Monday, February 12, 2007

The Battle for Ground Zero, Part 215

Jammie Wearing Fool pointed out this article in the NY Post that I missed over the weekend.
THE Glover Park Group, the consulting firm run by longtime Clinton campaign gurus Howard Wolfson and Gigi Georges, has been hired by Allianz, the German insurance giant that owes more than $500 million to the World Trade Center rebuilding effort. Allianz is among the last holdouts to pay up 9/11 claims. "Their endless delays are causing developer Larry Silverstein and the Port Authority much consternation," said a source. "Glover Park is trying to use its Clinton connections to smooth the way for the much-maligned Allianz, but downtown real estate insiders say the arrangement could cut off a vital stream of fund-raising for Hillary's '08 presidential bid." Wolfson told Page Six, "Allianz has only one goal - ending all the arguments and completing the rebuilding as soon as possible. New Yorkers know that it's been Mr. Silverstein's endless delays and demands that have prevented this progress."
Wolfson doesn't know the first thing about what has been causing delays at Ground Zero if he thinks that Larry Silverstein has been the one holding up construction at Ground Zero - especially considering that the only building to go up since 9/11 is Silverstein's own 7WTC, which was paid for out of his own money plus insurance proceeds. Silverstein built 7WTC when he had no tenants for the building, yet knew that the market would be there when completed. It's now the crown jewel of Lower Manhattan and is quickly filling up space.

The major impediments to building at Ground Zero has been the politicization of the site by former NYS Governor George Pataki, who pushed an inferior master plan, oversaw delays and foot dragging on the part of the Port Authority to prepare the site for construction, and then once it was decided to get the Freedom Tower underway, was informed by the NYPD that the Freedom Tower needed to be relocated for security purposes. None of this had anything to do with Silverstein, and everything to do with the Port Authority and Pataki.

If there's one person responsible for the mess, it must fall on Pataki.

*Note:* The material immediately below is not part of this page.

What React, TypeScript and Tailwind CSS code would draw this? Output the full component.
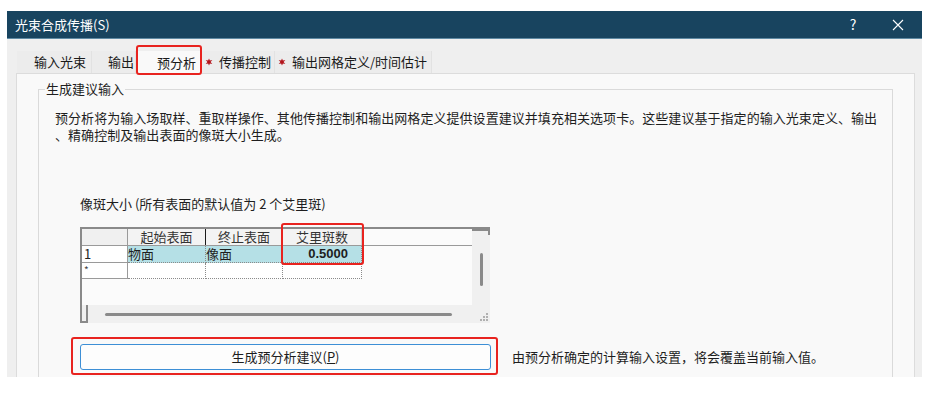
import React from 'react';

const FONT = { fontFamily: '"Noto Sans CJK SC", "Noto Sans", sans-serif' };

const Star = () => (
    <svg width="8" height="8" viewBox="0 0 8 8" className="shrink-0">
        <path d="M4 0.5 L4.9 2.6 L7.3 2.1 L5.6 4 L7.3 5.9 L4.9 5.4 L4 7.5 L3.1 5.4 L0.7 5.9 L2.4 4 L0.7 2.1 L3.1 2.6 Z" fill="#b3141b" />
    </svg>
);

const tabs = [
    { label: '输入光束', cls: 'w-[75px] pl-[17px]', star: false },
    { label: '输出', cls: 'w-[44px] pl-[16px]', star: false },
    { label: '预分析', cls: 'w-[66px] pl-[21px]', star: false, active: true },
    { label: '传播控制', cls: 'w-[73px] pl-[3px]', star: true },
    { label: '输出网格定义/时间估计', cls: 'w-[157px] pl-[3px]', star: true },
];

function TitleBar() {
    return (
        <div className="h-[28px] bg-[#18445f] border-b border-[#5f8aa3] flex items-center text-white text-[13px]">
            <span className="pl-[8px] flex-1">光束合成传播(S)</span>
            <span className="w-[20px] text-center mr-[29px] text-[14px]">?</span>
            <svg width="12" height="12" viewBox="0 0 12 12" className="mr-[18px]">
                <path d="M1 1 L11 11 M11 1 L1 11" stroke="#ffffff" strokeWidth="1.1" />
            </svg>
        </div>
    );
}

function Tabs() {
    return (
        <div className="flex h-[22px] ml-[10px] mt-[12px] text-[13px] text-[#1a1a1a]">
            {tabs.map((t) => (
                <div
                    key={t.label}
                    className={
                        t.active
                            ? `${t.cls} relative bg-[#f9f9f9] flex items-center -mb-px z-10`
                            : `${t.cls} bg-[#ececec] border-r border-[#e2e2e2] flex items-center gap-[6px]`
                    }
                >
                    {t.star && <Star />}
                    <span>{t.label}</span>
                    {t.active && (
                        <span className="absolute left-0 right-0 top-[-6px] bottom-[-1px] border-2 border-[#e8231f] rounded-[3px]" />
                    )}
                </div>
            ))}
        </div>
    );
}

function DataTable() {
    const cols = ['w-[78px]', 'w-[77px]', 'w-[79px]'];
    return (
        <div className="relative w-[410px] h-[96px] bg-[#fbfbfb] border-t-2 border-l-2 border-[#8a8a8a] flex text-[13px] leading-[16px]">
            <div className="flex-1 flex flex-col">
                <div className="flex-1">
                    {/* header */}
                    <div className="flex h-[17px] border-b border-[#9a9a9a]">
                        <div className="w-[46px] bg-[#f0f0f0] border-r border-[#9a9a9a]" />
                        {['起始表面', '终止表面', '艾里斑数'].map((h, i) => (
                            <div key={h} className={`${cols[i]} bg-[#f3f3f3] border-r ${i < 2 ? 'border-[#1a1a1a]' : 'border-[#cfcfcf]'} text-center text-[#333]`}>
                                {h}
                            </div>
                        ))}
                    </div>
                    {/* row 1 */}
                    <div className="flex h-[17px]">
                        <div className="w-[46px] bg-white border-r border-b border-[#9a9a9a] pl-[2px] text-[#222]">1</div>
                        <div className={`${cols[0]} bg-[#b5e0e6] border-r border-b border-dotted border-[#8a8a8a]`}>物面</div>
                        <div className={`${cols[1]} bg-[#b5e0e6] border-r border-b border-dotted border-[#8a8a8a]`}>像面</div>
                        <div className={`${cols[2]} bg-[#b5e0e6] border-r border-b border-dotted border-[#8a8a8a] text-right pr-[13px] font-bold`} style={{ fontFamily: '"Liberation Sans", "Noto Sans CJK SC", sans-serif' }}>
                            0.5000
                        </div>
                    </div>
                    {/* new row */}
                    <div className="flex h-[16px]">
                        <div className="w-[46px] h-[16px] bg-white border-r border-b border-[#9a9a9a] pl-[2px] pt-[1px] text-[10px] leading-[11px] text-[#444]">*</div>
                        {cols.map((c, i) => (
                            <div key={i} className={`${c} bg-white border-r border-b border-dotted border-[#8a8a8a]`} />
                        ))}
                    </div>
                </div>
                {/* horizontal scroll */}
                <div className="h-[18px] bg-[#f0f0f0] flex items-center">
                    <div className="w-[6px] h-full border-r-2 border-b-2 border-[#8a8a8a]" />
                    <div className="ml-[17px] w-[347px] h-[3px] bg-[#8a8a8a] rounded-full" />
                </div>
            </div>
            {/* vertical scroll */}
            <div className="w-[18px] bg-[#f0f0f0] flex flex-col items-center">
                <div className="w-full h-[6px] border-t-2 border-r-2 border-[#8a8a8a]" />
                <div className="mt-[18px] w-[3px] h-[33px] bg-[#8a8a8a] rounded-full" />
                <div className="flex-1" />
                <div className="mb-[2px] self-end mr-[2px] grid grid-cols-3 gap-[1px]">
                    {[0, 0, 1, 0, 1, 1, 1, 1, 1].map((v, i) => (
                        <span key={i} className={`w-[2px] h-[2px] ${v ? 'bg-[#b0b0b0]' : 'bg-transparent'}`} />
                    ))}
                </div>
            </div>
            {/* highlight around 艾里斑数 column */}
            <span className="absolute left-[199px] top-[-6px] w-[83px] h-[42px] border-2 border-[#e8231f] rounded-[3px]" />
        </div>
    );
}

export default function App() {
    return (
        <div className="w-[931px] h-[393px] bg-white pt-[11px] pl-[7px] overflow-hidden" style={FONT}>
            <div className="w-[915px] h-[366px] bg-[#efefef] flex flex-col">
                <TitleBar />
                <Tabs />
                <div className="flex-1 ml-[9px] mr-[7px] bg-[#f9f9f9] border-t border-x border-[#dcdcdc] pt-[15px] px-[21px]">
                    <div className="relative h-full border-t border-x border-[#dadada] pl-[16px] pr-[10px] text-[13px] text-[#1e1e1e]">
                        <span className="absolute left-[6px] top-[-10px] bg-[#f9f9f9] px-[1px] text-[13px] leading-[18px]">生成建议输入</span>
                        <p className="pt-[19px] leading-[17px] tracking-[0.05px] whitespace-nowrap">
                            预分析将为输入场取样、重取样操作、其他传播控制和输出网格定义提供设置建议并填充相关选项卡。这些建议基于指定的输入光束定义、输出
                            <br />
                            、精确控制及输出表面的像斑大小生成。
                        </p>
                        <div className="pl-[25px] mt-[52px] leading-[17px]">像斑大小 (所有表面的默认值为 2 个艾里斑)</div>
                        <div className="pl-[25px] mt-[15px]">
                            <DataTable />
                        </div>
                        <div className="flex items-center mt-[21px] pl-[25px]">
                            <div className="relative">
                                <button className="w-[411px] h-[26px] bg-[#fdfdfd] border border-[#3d8fd6] rounded-[3px] text-[13px] text-[#1e1e1e]">
                                    生成预分析建议(<span className="underline">P</span>)
                                </button>
                                <span className="absolute left-[-9px] right-[-7px] top-[-7px] bottom-[-5px] border-2 border-[#e8231f] rounded-[3px]" />
                            </div>
                            <span className="ml-[21px]">由预分析确定的计算输入设置，将会覆盖当前输入值。</span>
                        </div>
                    </div>
                </div>
            </div>
        </div>
    );
}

And then there's news that the Port Authority is trying to sell all or part of the Freedom Tower to private equity firms.
The Port Authority of New York and New Jersey is in talks to sell part or all of the Freedom Tower, the $3 billion central building in the new complex on the World Trade Center site, to private-equity and hedge funds, The Wall Street Journal Online reported, citing people familiar with the situation. The project has so far relied for development on government funding and insurance proceeds. Investors and analysts told the paper that a number of investment firms would want equity in the Freedom Tower, which is to rise a symbolic 1,776 feet and is set for completion in 2012. Separately, the people familar with the situation told the WSJ that the Port Authority is in talks to sell development rights to one of the five towers planned for the WTC site to J.P. Morgan.
So, after spending months trying to wrest control of the Freedom Tower building rights from Silverstein, the Port Authority now wants to turn around and sell rights to private equity firms. More here. Curious. Very curious.

Meanwhile, Gov. Spitzer is looking into whether the sacred staircase may be salvageable. It is current scheduled to be removed from the site and portions put into the lobby of Tower Two where it overlaps with the existing structure where possible.
Until last week, it appeared that the badly battered staircase to the plaza around the twin towers — still rising 21 feet over Vesey Street as it did on Sept. 11, 2001, when survivors of the attack on the World Trade Center stumbled down its granite steps to safety — would almost certainly be dismantled, with only its treads and landings saved as commemorative artifacts.

On Friday, however, the Spitzer administration said its days were not necessarily numbered.

“We certainly recognize the emotional significance of the staircase to so many New Yorkers,” said Avi Schick, the downstate chief operating officer and president of the Empire State Development Corporation, a state agency.

The developer Larry A. Silverstein has said the staircase cannot stay in its current location, where he is planning a 78-story office building known as Tower 2.

And the World Trade Center Memorial Foundation has said that moving the entire 64-foot-long, 175-ton staircase to the memorial plaza or the underground memorial museum would confuse visitors and compromise the design.
Human remains continue to be discovered in the vicinity of Ground Zero. As areas begin to be cleared in preparation for new construction, the excavations reveal more debris from the collapsed towers, along with the possibility of remains.